Tuesday, January 12, 2016

`Remember to Remember'

On Friday it was the woman who wrote My Ántonia. You know, what’s her name? The great novelist abused by her most ardent admirers? On Saturday it was the Battle of Antietam. 1862 or 1863? And the one time I visited the battlefield, ushered by a black park ranger, feeling privileged to have a private guide – was it 1986? On Sunday (this is shameful, not the forgetting but the knowing in the first place): The actor, you know, repeatedly cast by James Cameron? Terminator, Aliens? What’s his name? All blanks, all effortlessly filled by memory’s surrogate, the internet. Anxiety over memory loss as a symptom of incipient dementia is to my generation what fear of eternal damnation was to my grandparents’. We’re a self-centered bunch, ever ready to equate forgetfulness with the attack on Pearl Harbor.

And yet, we know at the cellular level that every gift comes with strings attached. Live long enough and you’ll forget things, occasionally important things. Alzheimer’s disease is not inevitable but it sure is fashionable, like tuberculosis in the nineteenth century, not to mention all the crackpot theories devised to explain it. Think of memory as a great joy and an occasional curse. In his Notebooks, Michael Oakeshott writes rather teasingly: “To love is to have a faithful memory.” I’m blessed with a big, elastic memory, one I frequently replenish and backup with the written word.  Among other things, Anecdotal Evidence is my external hard drive. Its internal analogue is fraying not being erased. Memory used to be a passive function I took for granted. Now I try to remember to work at it. The wonderful Turner Cassity puts it like this in “The Persistence of Memory” (Between the Chains, 1991):  

“What is it that a string around the finger says?
Remember? No.
Remember to remember. It is Fool’s Regress.”

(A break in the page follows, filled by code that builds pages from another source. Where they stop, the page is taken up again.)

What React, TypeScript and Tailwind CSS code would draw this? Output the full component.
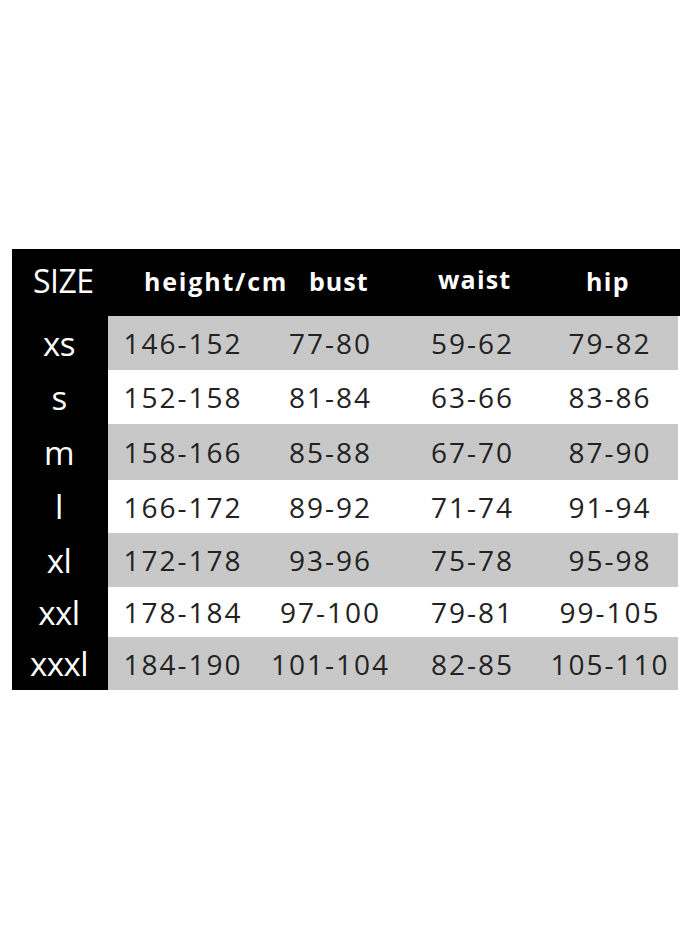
import React from 'react';

const rows = [
  { size: 'xs', h: 'h-[54px]', bg: 'bg-[#c8c8c8]', cells: ['146-152', '77-80', '59-62', '79-82'] },
  { size: 's', h: 'h-[54px]', bg: 'bg-white', cells: ['152-158', '81-84', '63-66', '83-86'] },
  { size: 'm', h: 'h-[56px]', bg: 'bg-[#c8c8c8]', cells: ['158-166', '85-88', '67-70', '87-90'] },
  { size: 'l', h: 'h-[53px]', bg: 'bg-white', cells: ['166-172', '89-92', '71-74', '91-94'] },
  { size: 'xl', h: 'h-[54px]', bg: 'bg-[#c8c8c8]', cells: ['172-178', '93-96', '75-78', '95-98'] },
  { size: 'xxl', h: 'h-[50px]', bg: 'bg-white', cells: ['178-184', '97-100', '79-81', '99-105'] },
  { size: 'xxxl', h: 'h-[53px]', bg: 'bg-[#c8c8c8]', cells: ['184-190', '101-104', '82-85', '105-110'] },
];

const App: React.FC = () => {
  return (
    <div className="w-[694px] h-[951px] bg-white pt-[249px] pl-[12px] font-['Open_Sans',sans-serif]">
      <div className="w-[668px]">
        {/* Header */}
        <div className="grid grid-cols-[96px_150px_145px_139px_138px] h-[67px] items-center bg-black text-white">
          <div className="pl-[21px] pb-[4px] text-[32px] leading-none tracking-[-0.5px]">SIZE</div>
          <div className="pl-[36px] pb-[2px] text-[25px] font-bold leading-none tracking-[1.8px] whitespace-nowrap">
            height/cm
          </div>
          <div className="pl-[51px] pb-[2px] text-[25px] font-bold leading-none tracking-[1px]">bust</div>
          <div className="pl-[35px] pb-[6px] text-[25px] font-bold leading-none tracking-[1.2px]">waist</div>
          <div className="pl-[44px] pb-[2px] text-[25px] font-bold leading-none tracking-[1.4px]">hip</div>
        </div>

        {/* Rows */}
        {rows.map((r) => (
          <div key={r.size} className={`grid grid-cols-[96px_150px_145px_139px_136px] ${r.h}`}>
            <div className="flex items-center justify-center pr-[2px] bg-black text-white text-[33px] leading-none tracking-[-0.5px]">
              {r.size}
            </div>
            {r.cells.map((c, i) => (
              <div
                key={i}
                className={`${r.bg} flex items-center justify-center text-[#222] text-[28px] leading-none tracking-[2px]`}
              >
                {c}
              </div>
            ))}
          </div>
        ))}
      </div>
    </div>
  );
};

export default App;
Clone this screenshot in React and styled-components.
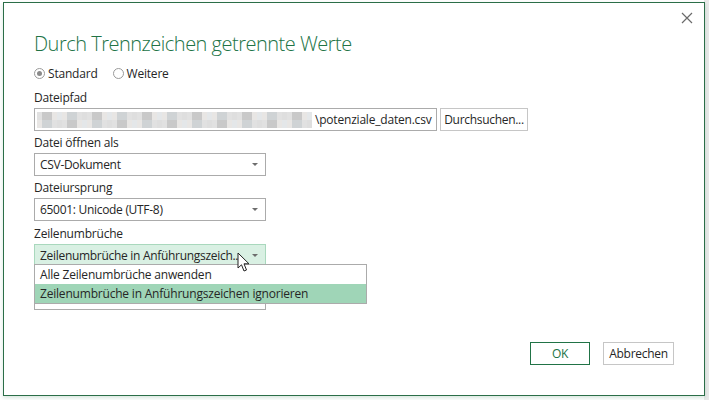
import React from "react";
import styled, { createGlobalStyle } from "styled-components";

const Global = createGlobalStyle`
  html, body { margin: 0; padding: 0; }
  body {
    width: 709px; height: 400px; overflow: hidden;
    background: #ffffff;
    font-family: "Open Sans", "Noto Sans", Arial, sans-serif;
    font-size: 12px; color: #262626;
  }
`;

const Page = styled.div`
  width: 709px; height: 400px;
  display: flex;
  padding: 2px 0 0 3px;
  box-sizing: border-box;
  background: linear-gradient(to left, #e9e9e9 5px, #ffffff 5px);
`;

const Dialog = styled.div`
  position: relative;
  width: 702px; height: 394px;
  box-sizing: border-box;
  border: 1px solid #2b6e48;
  background: #fff;
  box-shadow: 0 2px 4px rgba(33,115,70,0.18);
  display: flex; flex-direction: column;
  padding: 27px 30px 30px 30px;
`;

const Close = styled.div`
  position: absolute; top: 8px; right: 10px;
  width: 14px; height: 14px;
  display: flex; align-items: center; justify-content: center;
`;

const Title = styled.h1`
  margin: 0; font-family: "Open Sans", sans-serif; font-weight: 300;
  font-size: 20px; line-height: 28px; color: #217346; letter-spacing: -0.5px;
`;

const RadioRow = styled.div`
  display: flex; gap: 15px; margin-top: 6px; height: 18px; align-items: center;
`;

const RadioLabel = styled.label`
  display: flex; align-items: center; gap: 3px; letter-spacing: -0.2px;
`;

const RadioCircle = styled.span`
  width: 9px; height: 9px; border-radius: 50%;
  border: 1px solid #9a9a9a; background: #fff;
  display: flex; align-items: center; justify-content: center;
  &::after {
    content: ""; width: 5px; height: 5px; border-radius: 50%;
    background: ${(p) => (p.$checked ? "#8a8a8a" : "transparent")};
  }
`;

const Field = styled.div`
  display: flex; flex-direction: column;
  margin-top: ${(p) => p.$top ?? 4}px;
`;

const Label = styled.div`
  height: 16px; line-height: 16px; letter-spacing: -0.2px; margin-bottom: 2px;
`;

const Row = styled.div`
  display: flex; gap: 3px;
`;

const PathInput = styled.div`
  width: 403px; height: 23px; box-sizing: border-box;
  border: 1px solid #ababab;
  display: flex; align-items: center; padding: 0 1px 0 2px; overflow: hidden;
  letter-spacing: -0.2px; white-space: nowrap;
`;

const Mosaic = styled.div`
  display: grid; grid-template-columns: repeat(55, 5px); grid-template-rows: 8px 8px;
  margin-right: 3px; flex-shrink: 0;
`;

const Cell = styled.span`
  background: ${(p) => p.$c};
`;

const Button = styled.button`
  font: inherit; letter-spacing: -0.3px; white-space: nowrap;
  height: 23px; padding: 0; box-sizing: border-box;
  background: #fff; border: 1px solid ${(p) => (p.$primary ? "#217346" : "#c6c6c6")};
  color: ${(p) => (p.$primary ? "#217346" : "#262626")};
  width: ${(p) => p.$w}px;
`;

const SelectWrap = styled.div`
  position: relative; width: 232px;
`;

const Select = styled.div`
  width: 232px; height: 23px; box-sizing: border-box;
  border: 1px solid ${(p) => (p.$active ? "#a9d8bd" : "#ababab")};
  background: ${(p) => (p.$active ? "#d9f0e3" : "#fff")};
  display: flex; align-items: center; padding: 0 6px 0 5px;
  letter-spacing: -0.3px;
`;

const SelectText = styled.span`
  flex: 1; white-space: nowrap; overflow: hidden;
`;

const Arrow = styled.span`
  width: 0; height: 0;
  border-left: 3px solid transparent; border-right: 3px solid transparent;
  border-top: 3px solid #6d6d6d; margin-right: 1px;
`;

const Popup = styled.div`
  position: absolute; left: 0; top: 20px; z-index: 3;
  width: 333px; box-sizing: border-box;
  border: 1px solid #ababab; background: #fff;
  display: flex; flex-direction: column;
`;

const Option = styled.div`
  height: 19px; line-height: 19px; padding: 0 5px; letter-spacing: -0.2px;
  white-space: nowrap;
  background: ${(p) => (p.$selected ? "#9fd5b7" : "#fff")};
`;

const Cursor = styled.svg`
  position: absolute; left: 203px; top: 8px; z-index: 4;
`;

const Footer = styled.div`
  margin-top: auto; display: flex; justify-content: flex-end; gap: 13px;
`;

const shades = ["#e1e1e1", "#d5d5d5", "#ebebeb", "#cfd3d5", "#dedede", "#e8e6e4", "#d9dcde", "#f0f0f0", "#c9c9c9", "#e4e7e9"];
const cells = Array.from({ length: 110 }, (_, i) => shades[(i * 7 + ((i * i) % 5)) % shades.length]);

export default function App() {
  return (
    <>
      <Global />
      <Page>
        <Dialog>
          <Close>
            <svg width="12" height="12" viewBox="0 0 12 12">
              <path d="M1 1L11 11M11 1L1 11" stroke="#6a6a6a" strokeWidth="1.2" />
            </svg>
          </Close>
          <Title>Durch Trennzeichen getrennte Werte</Title>
          <RadioRow>
            <RadioLabel><RadioCircle $checked />Standard</RadioLabel>
            <RadioLabel><RadioCircle />Weitere</RadioLabel>
          </RadioRow>
          <Field $top={8}>
            <Label>Dateipfad</Label>
            <Row>
              <PathInput>
                <Mosaic>
                  {cells.map((c, i) => <Cell key={i} $c={c} />)}
                </Mosaic>
                <span>\potenziale_daten.csv</span>
              </PathInput>
              <Button $w={88}>Durchsuchen...</Button>
            </Row>
          </Field>
          <Field>
            <Label>Datei öffnen als</Label>
            <Select><SelectText>CSV-Dokument</SelectText><Arrow /></Select>
          </Field>
          <Field>
            <Label>Dateiursprung</Label>
            <Select><SelectText>65001: Unicode (UTF-8)</SelectText><Arrow /></Select>
          </Field>
          <Field $top={5}>
            <Label>Zeilenumbrüche</Label>
            <SelectWrap>
              <Select $active><SelectText>Zeilenumbrüche in Anführungszeich...</SelectText><Arrow /></Select>
              <Popup>
                <Option>Alle Zeilenumbrüche anwenden</Option>
                <Option $selected>Zeilenumbrüche in Anführungszeichen ignorieren</Option>
              </Popup>
              <Cursor width="14" height="21" viewBox="0 0 14 21">
                <path d="M1 1L1 16L4.5 12.8L7 19L9.5 18L7 11.8L12 11.8Z" fill="#fff" stroke="#222" strokeWidth="1" strokeLinejoin="round" />
              </Cursor>
            </SelectWrap>
          </Field>
          <Field $top={2}>
            <Label />
            <Select />
          </Field>
          <Footer>
            <Button $primary $w={60}>OK</Button>
            <Button $w={71}>Abbrechen</Button>
          </Footer>
        </Dialog>
      </Page>
    </>
  );
}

Like so much else as we get older, work is required where once we could coast. I’ve known at least since I started Latin in seventh grade that conscious, focused memorization genuinely works. Dr. Johnson writes in The Idler #74:

“The true art of memory is the art of attention. No man will read with much advantage, who is not able, at pleasure, to evacuate his mind, or who brings not to his author an intellect defecated and pure, neither turbid with care, nor agitated by pleasure. If the repositories of thought are already full, what can they receive? If the mind is employed on the past or future, the book will be held before the eyes in vain.”

My intellect has never had trouble defecating.